A Governing law clause will not only decide on which country’s law is applicable, but also determines how the provisions of the Agreement are to be interpreted, and the validity of exclusions or liability clauses. In case, there is no provision or the clause is silent, the conflict of law rules of the jurisdiction in which the action was brought (lex fori) will determine the governing law.
However, having an alternative mechanism in case of a conflict, like mediation through experts or involvement of the top-tier management of both the parties to negotiate can be considered before considering for legal avenues.
VIII. Force majeure
A force majeure clause is incorporated in the contract to avoid any liability by the parties in case of an event which cannot be anticipated or reasonably foreseeable. For the contractor it is essential that the clause is drafted in such a way that most of the probable events are expressly stated in the clause. However, the owner may insist to expressly state such events which may be excluded. However, one should keep in mind that not all unforeseeable events are covered, unless it is specifically mentioned in the contract. Some of such examples include; events which escalates the cost of the project, bad weather condition which are usual in the particular area, changes in law which makes the execution difficult but not impossible, delay by a supplier who is struck by a force majeure unless it is proved there is no other way the material may be sourced.

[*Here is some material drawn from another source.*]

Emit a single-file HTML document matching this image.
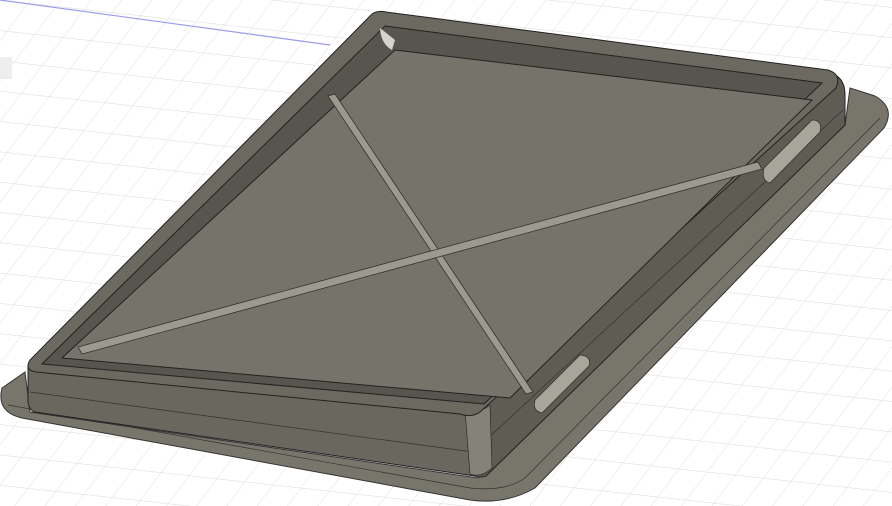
<!DOCTYPE html>
<html><head><style>
html,body{margin:0;padding:0;background:#fff;width:892px;height:506px;overflow:hidden}
svg{display:block}
</style></head><body>
<svg width="892" height="506" viewBox="0 0 892 506" xmlns="http://www.w3.org/2000/svg">
<defs>
<pattern id="g" width="28" height="28" patternUnits="userSpaceOnUse" patternTransform="matrix(1,0.11,-0.75,1,0,0)">
<path d="M0 0H28M0 0V28" stroke="#dcdcdc" stroke-width="1" fill="none"/>
</pattern>
</defs>
<rect width="892" height="506" fill="#fff"/>
<rect width="892" height="506" fill="url(#g)"/>
<line x1="0" y1="0" x2="330" y2="45" stroke="#9b9bf0" stroke-width="1.2"/>
<rect x="0" y="57" width="12" height="22" fill="#eee"/>
<!-- flange -->
<path d="M25 372 L2 388 Q-4 412 22 418 L470 500 Q505 505 535 488 L884 128 Q896 108 875 96 L850 88 L845 125 L478 478 L30 412 Z" fill="#78756b" stroke="#333" stroke-width="1"/>
<path d="M8 405 L470 488 Q505 492 525 478 L880 118" fill="none" stroke="#333" stroke-width="0.7"/>
<!-- outer front-left face -->
<path d="M28 365 L470 412 L475 476 L35 412 Q28 410 28 400 Z" fill="#6a675e" stroke="#222" stroke-width="1"/>
<path d="M30 392 L473 452" stroke="#333" stroke-width="0.7"/>
<!-- outer front-right face -->
<path d="M470 412 L835 75 Q845 80 845 95 L845 125 L486 476 Q478 478 475 476 Z" fill="#5f5c54" stroke="#222" stroke-width="1"/>
<path d="M473 452 L843 110" stroke="#333" stroke-width="0.7"/>
<!-- front corner -->
<path d="M465 410 Q478 415 490 405 L492 468 Q482 478 470 474 Z" fill="#85827a" stroke="#222" stroke-width="0.6"/>
<!-- rim top -->
<path d="M372 14 Q378 10 386 12 L828 70 Q842 74 836 88 L480 412 Q472 418 460 414 L36 372 Q24 370 30 360 Z" fill="#6c6960" stroke="#222" stroke-width="1"/>
<!-- inner walls -->
<path d="M385 26 L822 83 L484 404 L42 364 Z" fill="#58554e" stroke="#222" stroke-width="1"/>
<!-- floor -->
<path d="M395 50 L812 100 L510 398 L62 358 Z" fill="#76736a" stroke="#222" stroke-width="1"/>
<!-- corner highlights -->
<path d="M380 28 Q381 44 392 50 L395 40 Z" fill="#d4d4ce"/>
<!-- ribs -->
<path d="M328 96 L335 94 L533 392 L526 394 Z" fill="#9c998e" stroke="#333" stroke-width="0.8"/>
<path d="M78 347 L758 162 L762 169 L82 354 Z" fill="#9c998e" stroke="#333" stroke-width="0.8"/>
<!-- handles -->
<path d="M764 168 L812 120 Q823 120 820 132 L770 183 Q761 181 764 168 Z" fill="#a8a59a" stroke="#333" stroke-width="0.8"/>
<path d="M535 400 L580 355 Q592 356 589 366 L542 413 Q532 411 535 400 Z" fill="#a8a59a" stroke="#333" stroke-width="0.8"/>
</svg>
</body></html>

The clause should generally state that the obligation of the parties is suspended during the period of the force majeure andthe contractor may resume his obligations once such event ceases. In case of a prolonged event, the contract may be terminated after expiry of a predetermined period of suspension. The contractor may insist for including a price escalation clause to cover force majeure clause to reduce liability. The owner should include a clause making the contractor liable to take measures to mitigate or minimise the risk. The contractor must check for such provision, and insist on limiting the liability to “commercially viable measures”.